L’intervention reviendra dans un premier temps sur la genèse de l’art vidéo pionnier en 1963 dans l’héritage immédiat des préceptes du sérialisme en musique et des expérimentations sonores menées à l’époque dans les stations de radio, laissant toutes place au cœur de leurs partitions mêmes aux opérations du hasard et à l’environnement immédiat (Karlheinz Stockhausen, John Cage). Les actions séminales de Nam June Paik et Wolf Vostell ont à cet égard pleinement intégré les spectateurs dans leurs court-circuitages respectifs du signal télévisé en cours de retransmission, les embarquant dans le jeu de boucles de rétroaction minimalistes et bruitistes : des happenings de primeur précédant de trois ans la publication de l’ouvrage Assemblage, Environments and Happenings d’Allan Kaprow, qui témoigne plus avant en des termes non techniques de l’influence monumentale que la cybernétique avait alors sur la création.

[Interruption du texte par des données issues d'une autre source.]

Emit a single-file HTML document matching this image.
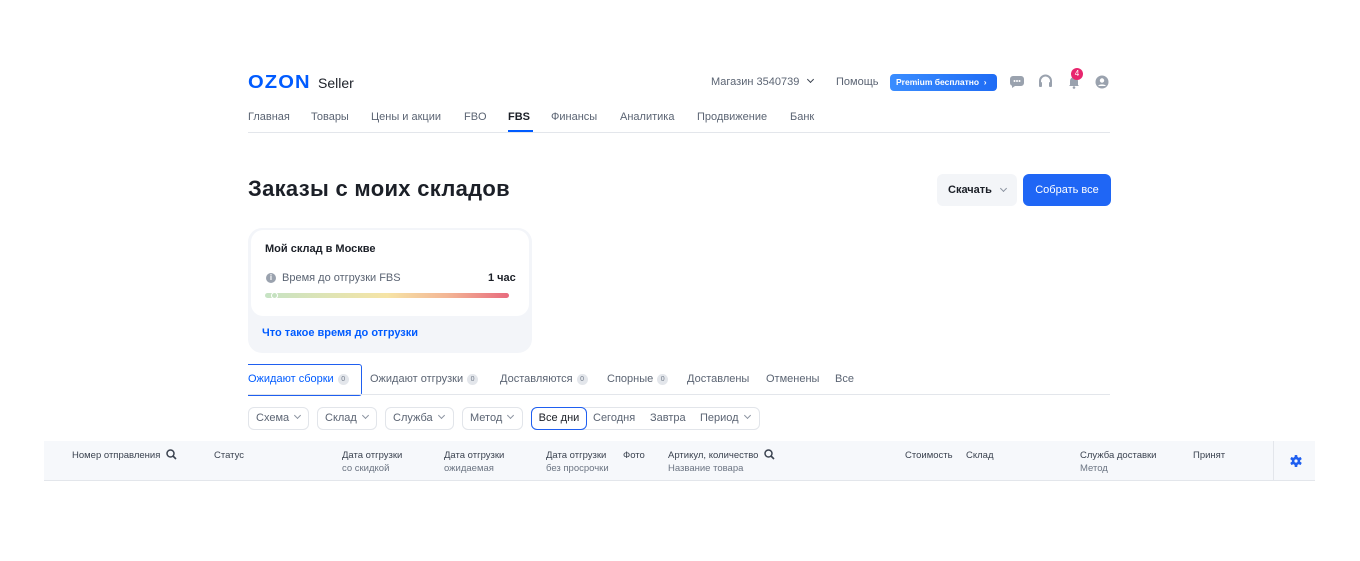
<!DOCTYPE html>
<html><head><meta charset="utf-8"><style>
*{margin:0;padding:0;box-sizing:border-box}
body{width:1360px;height:561px;background:#fff;font-family:"Liberation Sans",sans-serif;position:relative;overflow:hidden;color:#1b1f27}
.a{position:absolute;white-space:nowrap}
.nav{font-size:11px;color:#5b6473;top:111px}
.g{color:#5b6473}
.tab{font-size:11px;color:#5b6473;top:373px}
.bd{display:inline-block;width:11px;height:11px;border-radius:50%;background:#e3e6eb;font-size:7px;color:#707a88;text-align:center;line-height:11px;vertical-align:1px;margin-left:4px}
.f{top:407px;height:23px;border:1px solid #e2e5ea;border-radius:6px;font-size:11px;color:#5b6473;padding:0 7px;line-height:21px}
.ch{display:inline-block;width:5px;height:5px;border-right:1.3px solid #8b93a0;border-bottom:1.3px solid #8b93a0;transform:rotate(45deg);margin-left:6px;vertical-align:3px}
.th{font-size:9.5px;color:#3b4350;top:449px;line-height:13px}
.th span{color:#6c7583}
.sr{display:inline-block;vertical-align:-2px;margin-left:6px}
</style></head><body>
<div class="a" style="left:248px;top:72px;font-size:18px;font-weight:900;color:#005bff;letter-spacing:1px;transform:scaleX(1.12);transform-origin:left">OZON</div>
<div class="a" style="left:318px;top:75px;font-size:14px;color:#1b1f27">Seller</div>
<div class="a g" style="left:711px;top:76px;font-size:11px">Магазин 3540739 <span class="ch" style="border-color:#3b4350"></span></div>
<div class="a g" style="left:836px;top:76px;font-size:11px">Помощь</div>
<div class="a" style="left:890px;top:74px;width:107px;height:17px;border-radius:4px;background:linear-gradient(90deg,#3a8dff,#1f6cf5);color:#fff;font-size:8.5px;font-weight:bold;line-height:17px;padding-left:6px">Premium бесплатно &nbsp;›</div>
<svg class="a" style="left:1010px;top:76px" width="14" height="12" viewBox="0 0 14 12"><path d="M3 0h8a3 3 0 0 1 3 3v4a3 3 0 0 1-3 3H5l-3 2v-2.3A3 3 0 0 1 0 7V3a3 3 0 0 1 3-3z" fill="#9aa2ae"/><circle cx="4.5" cy="5" r="1" fill="#fff"/><circle cx="7" cy="5" r="1" fill="#fff"/><circle cx="9.5" cy="5" r="1" fill="#fff"/></svg>
<svg class="a" style="left:1038px;top:74px" width="15" height="15" viewBox="0 0 15 15"><path d="M2 9V7a5.5 5.5 0 0 1 11 0v2" fill="none" stroke="#9aa2ae" stroke-width="2"/><rect x="1" y="8" width="3" height="5" rx="1" fill="#9aa2ae"/><rect x="11" y="8" width="3" height="5" rx="1" fill="#9aa2ae"/></svg>
<svg class="a" style="left:1067px;top:75px" width="14" height="14" viewBox="0 0 14 14"><path d="M3 10V6a4 4 0 0 1 8 0v4l1 1H2z" fill="#9aa2ae"/><circle cx="7" cy="12.5" r="1.3" fill="#9aa2ae"/></svg>
<div class="a" style="left:1071px;top:68px;width:12px;height:12px;border-radius:50%;background:#e8266e;color:#fff;font-size:8px;text-align:center;line-height:12px">4</div>
<svg class="a" style="left:1095px;top:75px" width="14" height="14" viewBox="0 0 14 14"><circle cx="7" cy="7" r="6.5" fill="#9aa2ae"/><circle cx="7" cy="5.5" r="2.2" fill="#fff"/><path d="M3 11a4.5 3 0 0 1 8 0" fill="#fff"/></svg>

<div class="a nav" style="left:248px">Главная</div>
<div class="a nav" style="left:311px">Товары</div>
<div class="a nav" style="left:371px">Цены и акции</div>
<div class="a nav" style="left:464px">FBO</div>
<div class="a nav" style="left:508px;color:#1b1f27;font-weight:bold">FBS</div>
<div class="a" style="left:508px;top:130px;width:25px;height:2px;background:#005bff"></div>
<div class="a nav" style="left:551px">Финансы</div>
<div class="a nav" style="left:620px">Аналитика</div>
<div class="a nav" style="left:697px">Продвижение</div>
<div class="a nav" style="left:790px">Банк</div>
<div class="a" style="left:248px;top:132px;width:862px;height:1px;background:#e3e6eb"></div>

<div class="a" style="left:248px;top:176px;font-size:22px;font-weight:bold;letter-spacing:0.3px">Заказы с моих складов</div>
<div class="a" style="left:937px;top:174px;width:80px;height:32px;background:#f3f5f8;border-radius:6px;font-size:11px;font-weight:bold;line-height:32px;padding-left:11px">Скачать <span class="ch" style="vertical-align:2px"></span></div>
<div class="a" style="left:1023px;top:174px;width:88px;height:32px;background:#1f66f5;border-radius:6px;font-size:11px;color:#fff;line-height:32px;text-align:center">Собрать все</div>

<div class="a" style="left:248px;top:228px;width:284px;height:125px;background:#f3f5f9;border-radius:14px"></div>
<div class="a" style="left:251px;top:230px;width:278px;height:86px;background:#fff;border-radius:12px"></div>
<div class="a" style="left:265px;top:243px;font-size:11px;font-weight:bold">Мой склад в Москве</div>
<div class="a" style="left:266px;top:273px;width:10px;height:10px;border-radius:50%;background:#9aa2ae;color:#fff;font-size:8px;font-weight:bold;text-align:center;line-height:10px">i</div>
<div class="a g" style="left:282px;top:272px;font-size:11px">Время до отгрузки FBS</div>
<div class="a" style="left:488px;top:272px;font-size:11px;font-weight:bold">1 час</div>
<div class="a" style="left:265px;top:293px;width:244px;height:5px;border-radius:3px;background:linear-gradient(90deg,#c6e3c4,#f6e4a6 50%,#f3b595 75%,#e86b7e)"></div>
<div class="a" style="left:271px;top:292px;width:7px;height:7px;border-radius:50%;background:#c5e1c0;border:1px solid #fff"></div>
<div class="a" style="left:262px;top:327px;font-size:11px;color:#005bff;font-weight:bold">Что такое время до отгрузки</div>

<div class="a" style="left:248px;top:364px;width:114px;height:32px;border:1.5px solid #1f5ff0;border-left:none;border-radius:0 3px 3px 0"></div>
<div class="a tab" style="left:248px;color:#005bff">Ожидают сборки<span class="bd">0</span></div>
<div class="a tab" style="left:370px">Ожидают отгрузки<span class="bd">0</span></div>
<div class="a tab" style="left:500px">Доставляются<span class="bd">0</span></div>
<div class="a tab" style="left:607px">Спорные<span class="bd">0</span></div>
<div class="a tab" style="left:687px">Доставлены</div>
<div class="a tab" style="left:766px">Отменены</div>
<div class="a tab" style="left:835px">Все</div>
<div class="a" style="left:248px;top:394px;width:862px;height:1px;background:#e3e6eb"></div>

<div class="a f" style="left:248px;width:61px">Схема<span class="ch"></span></div>
<div class="a f" style="left:317px;width:60px">Склад<span class="ch"></span></div>
<div class="a f" style="left:385px;width:69px">Служба<span class="ch"></span></div>
<div class="a f" style="left:462px;width:61px">Метод<span class="ch"></span></div>
<div class="a f" style="left:531px;width:229px"></div>
<div class="a" style="left:531px;top:407px;width:56px;height:23px;border:1.5px solid #1f5ff0;border-radius:6px;font-size:11px;color:#1b1f27;line-height:20px;text-align:center">Все дни</div>
<div class="a g" style="left:593px;top:412px;font-size:11px">Сегодня</div>
<div class="a g" style="left:650px;top:412px;font-size:11px">Завтра</div>
<div class="a g" style="left:700px;top:412px;font-size:11px">Период<span class="ch"></span></div>

<div class="a" style="left:44px;top:441px;width:1271px;height:40px;background:#f6f8fb;border-bottom:1px solid #e3e6eb"></div>
<div class="a" style="left:1273px;top:441px;width:1px;height:40px;background:#e3e6eb"></div>
<div class="a th" style="left:72px">Номер отправления<svg class="sr" width="11" height="11" viewBox="0 0 11 11"><circle cx="4.5" cy="4.5" r="3.5" fill="none" stroke="#3b4350" stroke-width="1.5"/><path d="M7 7l3 3" stroke="#3b4350" stroke-width="1.6"/></svg></div>
<div class="a th" style="left:214px">Статус</div>
<div class="a th" style="left:342px">Дата отгрузки<br><span>со скидкой</span></div>
<div class="a th" style="left:444px">Дата отгрузки<br><span>ожидаемая</span></div>
<div class="a th" style="left:546px">Дата отгрузки<br><span>без просрочки</span></div>
<div class="a th" style="left:623px">Фото</div>
<div class="a th" style="left:668px">Артикул, количество<svg class="sr" width="11" height="11" viewBox="0 0 11 11"><circle cx="4.5" cy="4.5" r="3.5" fill="none" stroke="#3b4350" stroke-width="1.5"/><path d="M7 7l3 3" stroke="#3b4350" stroke-width="1.6"/></svg><br><span>Название товара</span></div>
<div class="a th" style="left:905px">Стоимость</div>
<div class="a th" style="left:966px">Склад</div>
<div class="a th" style="left:1080px">Служба доставки<br><span>Метод</span></div>
<div class="a th" style="left:1193px">Принят</div>
<svg class="a" style="left:1290px;top:455px" width="12" height="12" viewBox="0 0 12 12"><g fill="#1f5ff0"><circle cx="6" cy="6" r="4.2"/><rect x="4.6" y="0" width="2.8" height="12" rx="0.8"/><rect x="4.6" y="0" width="2.8" height="12" rx="0.8" transform="rotate(60 6 6)"/><rect x="4.6" y="0" width="2.8" height="12" rx="0.8" transform="rotate(120 6 6)"/></g><circle cx="6" cy="6" r="1.6" fill="#f6f8fb"/></svg>
</body></html>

L’intervention confrontera ensuite ces pratiques historiques avec des pratiques audiovisuelles récentes de computation liées à la générativité et l’intelligence artificielle : spécifiquement des concerts multimédias et installations vidéo immersives puisées dans les œuvres de Grégory Chatonsky, Jacques Perconte, Ryoji Ikeda, ou encore Refik Anadol. Suivant des stratégies esthétiques qui leurs sont propres, elles continuent d’intégrer l’action des artistes et/ou la participation de l’audience dans ce qui reste très précisément des formes d’environnements et happenings. Ancrées désormais dans le traitement en temps réel de données, ces différentes propositions marquent une nouvelle étape du dialogue originellement cybernétique entre humains et machines venant ici faire œuvre au sens alchimique, c’est-à-dire animer, donner peau, corps et voix au signal et au code par le biais du bruit (en l’occurrence toute perturbation liée à l’expérience sensible chez l’humain ou la machine).